Exercise prompt:
Pick out every line with the word "screenshot" and copy it.

Source records:
○ ○ ○ ○ ○ ○ ○
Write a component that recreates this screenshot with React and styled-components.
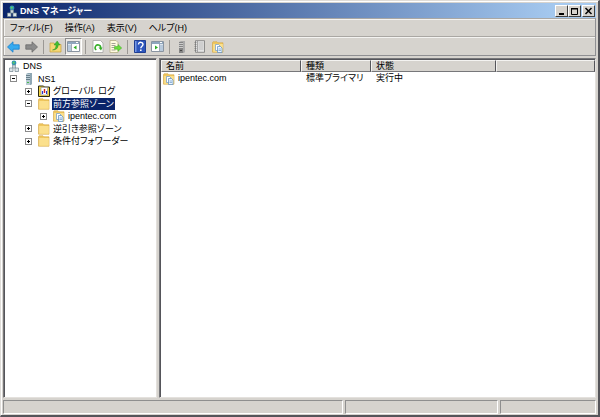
○ ○ ○ ○ ○ ○ ○
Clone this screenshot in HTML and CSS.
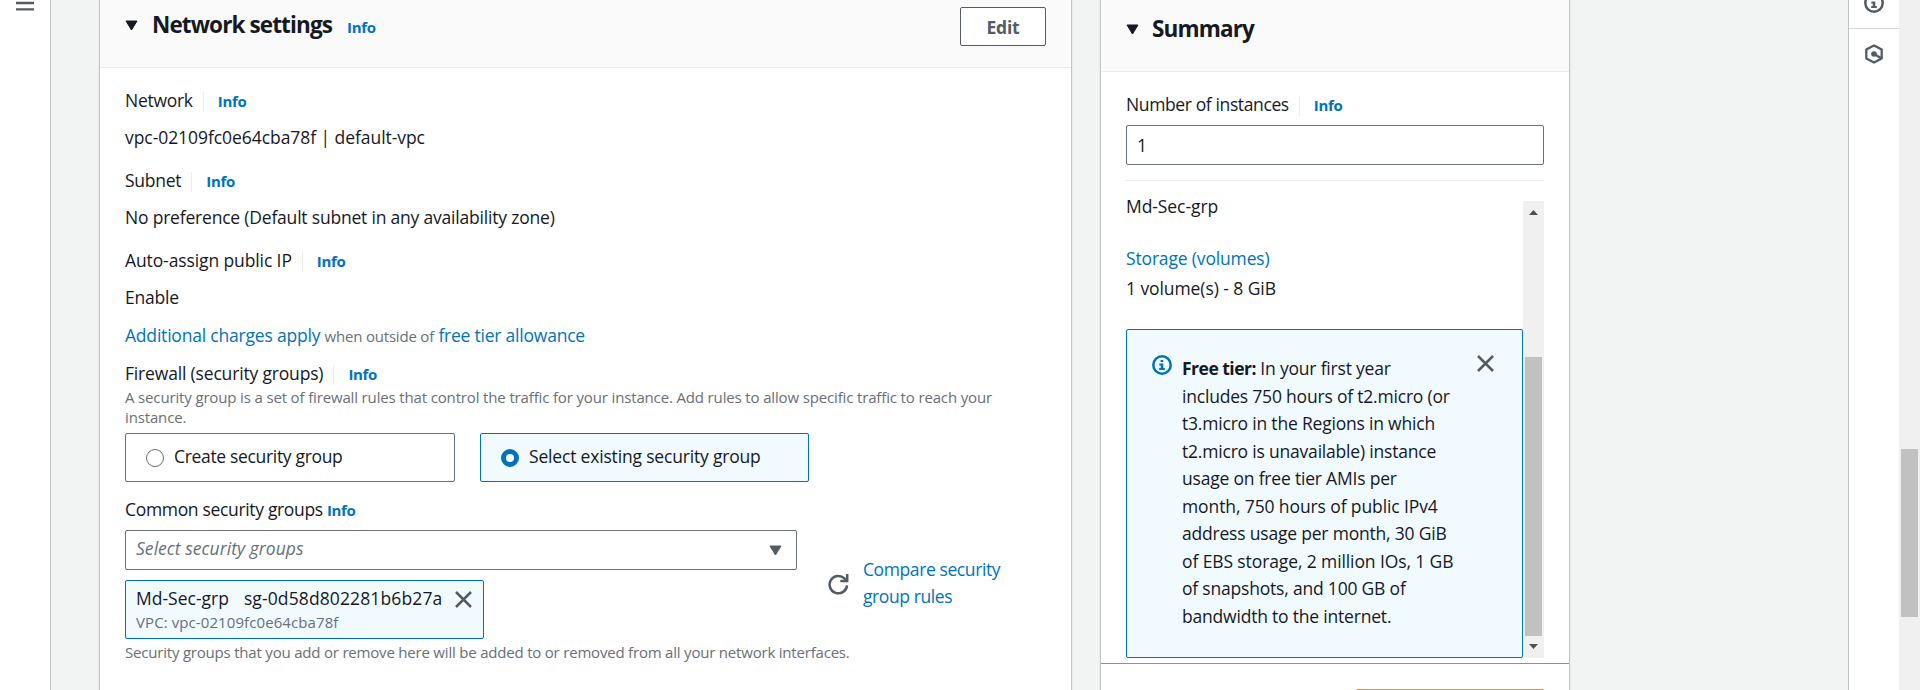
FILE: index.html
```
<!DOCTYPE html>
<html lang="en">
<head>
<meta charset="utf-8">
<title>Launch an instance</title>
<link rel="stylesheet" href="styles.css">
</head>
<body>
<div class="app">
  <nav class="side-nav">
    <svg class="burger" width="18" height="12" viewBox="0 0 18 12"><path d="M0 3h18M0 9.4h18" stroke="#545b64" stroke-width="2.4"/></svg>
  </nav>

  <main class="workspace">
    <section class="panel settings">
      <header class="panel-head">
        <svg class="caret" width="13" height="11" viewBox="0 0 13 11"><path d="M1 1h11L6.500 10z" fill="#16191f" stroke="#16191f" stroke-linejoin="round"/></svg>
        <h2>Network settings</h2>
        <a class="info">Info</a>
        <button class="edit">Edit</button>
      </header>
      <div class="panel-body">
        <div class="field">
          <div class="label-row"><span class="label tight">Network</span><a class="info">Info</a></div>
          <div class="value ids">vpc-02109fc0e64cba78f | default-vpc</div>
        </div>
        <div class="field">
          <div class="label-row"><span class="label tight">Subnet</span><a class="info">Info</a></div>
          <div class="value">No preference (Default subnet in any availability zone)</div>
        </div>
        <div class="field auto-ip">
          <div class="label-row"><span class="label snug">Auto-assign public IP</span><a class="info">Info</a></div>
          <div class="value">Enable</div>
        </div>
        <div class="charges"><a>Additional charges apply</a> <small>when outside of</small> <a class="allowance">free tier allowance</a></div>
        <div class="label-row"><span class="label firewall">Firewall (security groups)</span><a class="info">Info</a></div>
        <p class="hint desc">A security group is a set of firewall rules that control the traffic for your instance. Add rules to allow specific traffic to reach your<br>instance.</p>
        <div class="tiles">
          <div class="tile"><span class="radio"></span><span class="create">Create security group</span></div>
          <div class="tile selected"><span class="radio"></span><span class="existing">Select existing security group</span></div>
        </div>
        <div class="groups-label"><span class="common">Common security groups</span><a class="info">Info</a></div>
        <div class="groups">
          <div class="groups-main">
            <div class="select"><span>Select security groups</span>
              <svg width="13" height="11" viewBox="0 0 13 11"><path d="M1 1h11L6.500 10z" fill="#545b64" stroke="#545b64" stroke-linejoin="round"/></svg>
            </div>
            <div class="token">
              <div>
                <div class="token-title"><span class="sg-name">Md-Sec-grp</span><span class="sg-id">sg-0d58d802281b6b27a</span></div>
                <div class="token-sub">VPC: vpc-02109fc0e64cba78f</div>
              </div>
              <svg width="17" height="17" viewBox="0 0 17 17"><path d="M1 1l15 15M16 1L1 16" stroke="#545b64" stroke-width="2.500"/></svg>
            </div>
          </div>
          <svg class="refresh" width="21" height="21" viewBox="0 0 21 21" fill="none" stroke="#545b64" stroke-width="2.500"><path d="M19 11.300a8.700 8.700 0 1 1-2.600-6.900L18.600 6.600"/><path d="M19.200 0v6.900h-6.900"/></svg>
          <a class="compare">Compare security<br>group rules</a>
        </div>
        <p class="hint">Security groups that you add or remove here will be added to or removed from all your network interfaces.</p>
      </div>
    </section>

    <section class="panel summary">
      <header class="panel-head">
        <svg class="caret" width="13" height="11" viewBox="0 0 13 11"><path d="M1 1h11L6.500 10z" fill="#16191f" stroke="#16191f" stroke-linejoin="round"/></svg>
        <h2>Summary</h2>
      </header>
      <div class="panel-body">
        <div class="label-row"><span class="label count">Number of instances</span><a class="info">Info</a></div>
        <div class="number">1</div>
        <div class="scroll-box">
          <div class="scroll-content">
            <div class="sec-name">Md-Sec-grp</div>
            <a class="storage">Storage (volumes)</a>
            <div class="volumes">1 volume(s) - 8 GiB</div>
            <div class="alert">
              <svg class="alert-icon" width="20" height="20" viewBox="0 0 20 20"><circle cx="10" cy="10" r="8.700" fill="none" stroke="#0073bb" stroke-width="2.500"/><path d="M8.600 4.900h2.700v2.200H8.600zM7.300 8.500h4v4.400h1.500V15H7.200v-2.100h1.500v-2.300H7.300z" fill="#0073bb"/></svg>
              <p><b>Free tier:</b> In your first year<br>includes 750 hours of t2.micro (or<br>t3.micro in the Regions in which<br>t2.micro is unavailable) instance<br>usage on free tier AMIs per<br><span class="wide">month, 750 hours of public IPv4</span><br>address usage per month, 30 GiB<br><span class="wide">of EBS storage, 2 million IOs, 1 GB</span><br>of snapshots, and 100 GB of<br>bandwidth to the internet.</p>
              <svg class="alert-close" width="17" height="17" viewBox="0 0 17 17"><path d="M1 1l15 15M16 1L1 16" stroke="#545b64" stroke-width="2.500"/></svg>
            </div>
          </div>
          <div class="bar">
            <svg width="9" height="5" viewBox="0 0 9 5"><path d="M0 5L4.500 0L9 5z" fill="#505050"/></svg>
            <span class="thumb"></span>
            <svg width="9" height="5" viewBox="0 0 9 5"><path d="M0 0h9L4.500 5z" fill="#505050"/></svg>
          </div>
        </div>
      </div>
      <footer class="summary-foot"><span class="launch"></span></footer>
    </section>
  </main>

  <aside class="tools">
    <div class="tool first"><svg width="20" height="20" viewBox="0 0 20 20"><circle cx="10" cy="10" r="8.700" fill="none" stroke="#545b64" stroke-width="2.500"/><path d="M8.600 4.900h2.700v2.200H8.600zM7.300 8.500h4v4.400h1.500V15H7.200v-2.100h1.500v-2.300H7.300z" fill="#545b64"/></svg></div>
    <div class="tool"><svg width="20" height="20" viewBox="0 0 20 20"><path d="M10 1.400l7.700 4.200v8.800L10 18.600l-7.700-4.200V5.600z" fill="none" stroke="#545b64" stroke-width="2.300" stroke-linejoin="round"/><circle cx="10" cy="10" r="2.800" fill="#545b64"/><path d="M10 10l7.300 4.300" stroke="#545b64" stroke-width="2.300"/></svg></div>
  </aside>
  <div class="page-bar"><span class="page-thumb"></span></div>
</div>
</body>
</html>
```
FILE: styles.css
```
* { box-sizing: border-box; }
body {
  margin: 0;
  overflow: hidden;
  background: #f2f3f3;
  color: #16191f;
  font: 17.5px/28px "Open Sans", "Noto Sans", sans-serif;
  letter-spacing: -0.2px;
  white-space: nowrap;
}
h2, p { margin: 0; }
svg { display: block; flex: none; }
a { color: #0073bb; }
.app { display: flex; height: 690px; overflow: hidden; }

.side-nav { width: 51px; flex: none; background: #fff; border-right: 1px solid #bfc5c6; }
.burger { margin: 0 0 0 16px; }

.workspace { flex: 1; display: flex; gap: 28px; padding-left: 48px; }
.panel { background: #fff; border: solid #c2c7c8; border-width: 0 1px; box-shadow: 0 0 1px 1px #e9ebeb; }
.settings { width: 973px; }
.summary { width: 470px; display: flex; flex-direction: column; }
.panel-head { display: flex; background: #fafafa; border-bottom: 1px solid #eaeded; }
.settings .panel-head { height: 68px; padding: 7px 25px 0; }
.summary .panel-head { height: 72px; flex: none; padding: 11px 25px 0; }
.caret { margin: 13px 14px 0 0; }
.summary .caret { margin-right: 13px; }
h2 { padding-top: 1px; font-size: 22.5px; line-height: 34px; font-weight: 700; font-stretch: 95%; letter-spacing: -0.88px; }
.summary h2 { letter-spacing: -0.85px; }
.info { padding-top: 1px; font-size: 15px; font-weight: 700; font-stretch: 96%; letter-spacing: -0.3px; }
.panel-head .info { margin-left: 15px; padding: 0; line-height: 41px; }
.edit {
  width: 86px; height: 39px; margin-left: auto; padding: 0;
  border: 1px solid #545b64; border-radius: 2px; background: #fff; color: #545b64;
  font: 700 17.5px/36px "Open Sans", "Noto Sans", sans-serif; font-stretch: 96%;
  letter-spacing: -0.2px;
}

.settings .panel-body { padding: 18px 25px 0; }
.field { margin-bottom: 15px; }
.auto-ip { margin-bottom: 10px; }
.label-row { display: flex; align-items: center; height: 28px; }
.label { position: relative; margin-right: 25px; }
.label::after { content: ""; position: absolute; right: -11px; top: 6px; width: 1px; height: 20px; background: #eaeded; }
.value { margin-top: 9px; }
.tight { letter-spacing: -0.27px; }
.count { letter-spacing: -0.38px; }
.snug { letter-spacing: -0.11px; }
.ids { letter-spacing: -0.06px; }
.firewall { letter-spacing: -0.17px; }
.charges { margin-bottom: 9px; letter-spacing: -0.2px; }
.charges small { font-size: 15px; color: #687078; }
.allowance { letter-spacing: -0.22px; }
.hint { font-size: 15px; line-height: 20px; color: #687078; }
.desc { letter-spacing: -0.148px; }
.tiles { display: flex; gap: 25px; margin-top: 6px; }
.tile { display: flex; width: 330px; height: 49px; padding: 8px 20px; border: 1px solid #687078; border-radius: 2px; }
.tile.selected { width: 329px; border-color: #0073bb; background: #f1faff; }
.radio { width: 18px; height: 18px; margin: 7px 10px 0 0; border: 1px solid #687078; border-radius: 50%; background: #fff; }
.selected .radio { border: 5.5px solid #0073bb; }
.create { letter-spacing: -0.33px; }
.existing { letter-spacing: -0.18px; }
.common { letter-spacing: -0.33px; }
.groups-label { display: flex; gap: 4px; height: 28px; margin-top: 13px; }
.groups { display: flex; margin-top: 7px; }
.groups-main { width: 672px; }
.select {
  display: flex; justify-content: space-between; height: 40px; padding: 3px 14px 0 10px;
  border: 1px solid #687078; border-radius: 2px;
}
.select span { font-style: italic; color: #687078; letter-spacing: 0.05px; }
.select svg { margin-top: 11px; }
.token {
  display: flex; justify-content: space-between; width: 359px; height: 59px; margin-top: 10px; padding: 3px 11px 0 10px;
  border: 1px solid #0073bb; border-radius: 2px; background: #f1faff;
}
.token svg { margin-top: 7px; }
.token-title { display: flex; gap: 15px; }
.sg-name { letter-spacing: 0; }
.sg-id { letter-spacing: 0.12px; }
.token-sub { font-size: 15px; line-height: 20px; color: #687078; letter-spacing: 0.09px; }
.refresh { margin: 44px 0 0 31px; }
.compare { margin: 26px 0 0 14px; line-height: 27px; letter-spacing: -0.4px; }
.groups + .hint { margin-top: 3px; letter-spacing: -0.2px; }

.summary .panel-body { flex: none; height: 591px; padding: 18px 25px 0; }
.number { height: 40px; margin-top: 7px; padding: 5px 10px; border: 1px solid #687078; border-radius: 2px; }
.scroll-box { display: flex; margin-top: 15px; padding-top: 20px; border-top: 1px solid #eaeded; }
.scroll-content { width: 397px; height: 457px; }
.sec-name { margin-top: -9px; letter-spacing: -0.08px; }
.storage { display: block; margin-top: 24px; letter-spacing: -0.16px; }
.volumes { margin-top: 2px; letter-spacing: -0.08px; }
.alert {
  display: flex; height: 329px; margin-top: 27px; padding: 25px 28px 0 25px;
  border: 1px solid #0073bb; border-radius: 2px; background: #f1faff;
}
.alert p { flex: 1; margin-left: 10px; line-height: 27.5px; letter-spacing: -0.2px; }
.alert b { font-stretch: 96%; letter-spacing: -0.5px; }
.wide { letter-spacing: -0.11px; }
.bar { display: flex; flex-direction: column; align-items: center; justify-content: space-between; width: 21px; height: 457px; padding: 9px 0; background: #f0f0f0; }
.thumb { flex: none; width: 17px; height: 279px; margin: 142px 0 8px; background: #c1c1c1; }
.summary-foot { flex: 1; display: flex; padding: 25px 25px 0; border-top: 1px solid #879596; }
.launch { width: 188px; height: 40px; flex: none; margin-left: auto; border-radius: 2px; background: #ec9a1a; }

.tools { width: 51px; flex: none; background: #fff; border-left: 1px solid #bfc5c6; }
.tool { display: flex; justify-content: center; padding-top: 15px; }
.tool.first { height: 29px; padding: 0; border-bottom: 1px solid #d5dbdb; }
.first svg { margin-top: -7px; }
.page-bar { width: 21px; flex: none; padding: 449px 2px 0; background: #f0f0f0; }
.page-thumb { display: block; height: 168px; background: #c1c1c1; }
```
○ ○ ○ ○ ○ ○ ○
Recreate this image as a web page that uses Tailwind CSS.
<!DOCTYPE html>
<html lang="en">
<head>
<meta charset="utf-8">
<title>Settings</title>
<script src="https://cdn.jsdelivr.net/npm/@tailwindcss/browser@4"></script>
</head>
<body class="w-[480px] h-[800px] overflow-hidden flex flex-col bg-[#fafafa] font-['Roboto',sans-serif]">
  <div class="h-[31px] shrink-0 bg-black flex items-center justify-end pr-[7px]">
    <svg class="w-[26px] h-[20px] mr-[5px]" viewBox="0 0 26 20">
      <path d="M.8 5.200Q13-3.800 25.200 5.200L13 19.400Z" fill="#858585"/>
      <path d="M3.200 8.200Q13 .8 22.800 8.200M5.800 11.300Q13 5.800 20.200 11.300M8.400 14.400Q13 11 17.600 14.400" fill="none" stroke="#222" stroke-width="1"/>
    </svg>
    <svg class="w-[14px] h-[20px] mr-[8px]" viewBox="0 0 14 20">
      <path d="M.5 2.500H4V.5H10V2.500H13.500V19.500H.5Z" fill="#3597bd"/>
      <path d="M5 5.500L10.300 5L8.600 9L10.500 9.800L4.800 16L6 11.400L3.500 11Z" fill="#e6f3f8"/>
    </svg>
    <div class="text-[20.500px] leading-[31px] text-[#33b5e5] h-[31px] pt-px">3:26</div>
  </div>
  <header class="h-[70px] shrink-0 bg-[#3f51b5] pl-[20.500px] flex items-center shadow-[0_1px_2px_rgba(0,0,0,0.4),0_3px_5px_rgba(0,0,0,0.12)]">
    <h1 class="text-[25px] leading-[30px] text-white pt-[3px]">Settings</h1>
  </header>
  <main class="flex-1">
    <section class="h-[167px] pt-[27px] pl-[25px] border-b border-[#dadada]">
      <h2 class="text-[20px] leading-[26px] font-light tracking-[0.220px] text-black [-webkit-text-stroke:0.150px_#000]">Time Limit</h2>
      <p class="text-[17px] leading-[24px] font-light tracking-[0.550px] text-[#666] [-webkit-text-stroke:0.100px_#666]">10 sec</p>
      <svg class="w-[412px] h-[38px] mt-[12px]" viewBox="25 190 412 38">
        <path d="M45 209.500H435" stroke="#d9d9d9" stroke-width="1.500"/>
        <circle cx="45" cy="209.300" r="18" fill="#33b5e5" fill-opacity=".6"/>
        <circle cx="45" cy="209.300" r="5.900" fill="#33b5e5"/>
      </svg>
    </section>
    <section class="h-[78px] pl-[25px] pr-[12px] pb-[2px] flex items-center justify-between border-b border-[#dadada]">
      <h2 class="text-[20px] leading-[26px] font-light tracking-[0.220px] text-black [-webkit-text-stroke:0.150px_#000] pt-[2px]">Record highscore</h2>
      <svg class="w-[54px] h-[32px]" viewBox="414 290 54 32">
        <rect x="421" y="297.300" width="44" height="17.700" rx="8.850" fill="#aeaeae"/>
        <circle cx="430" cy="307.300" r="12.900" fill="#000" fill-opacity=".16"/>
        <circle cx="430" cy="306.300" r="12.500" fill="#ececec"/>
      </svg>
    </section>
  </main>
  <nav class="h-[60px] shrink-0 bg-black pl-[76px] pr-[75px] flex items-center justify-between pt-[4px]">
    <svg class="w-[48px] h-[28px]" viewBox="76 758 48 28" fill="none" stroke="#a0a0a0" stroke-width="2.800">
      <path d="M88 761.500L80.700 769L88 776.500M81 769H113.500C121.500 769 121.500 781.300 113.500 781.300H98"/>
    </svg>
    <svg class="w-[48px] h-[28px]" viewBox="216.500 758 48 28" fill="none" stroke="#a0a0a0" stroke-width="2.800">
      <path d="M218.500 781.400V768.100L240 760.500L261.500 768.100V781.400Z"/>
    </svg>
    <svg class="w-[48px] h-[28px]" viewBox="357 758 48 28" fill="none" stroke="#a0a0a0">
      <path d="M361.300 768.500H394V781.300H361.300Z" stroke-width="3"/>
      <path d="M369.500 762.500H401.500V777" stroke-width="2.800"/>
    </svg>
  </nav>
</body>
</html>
○ ○ ○ ○ ○ ○ ○
Correct output:
Write a component that recreates this screenshot with React and styled-components.
Clone this screenshot in HTML and CSS.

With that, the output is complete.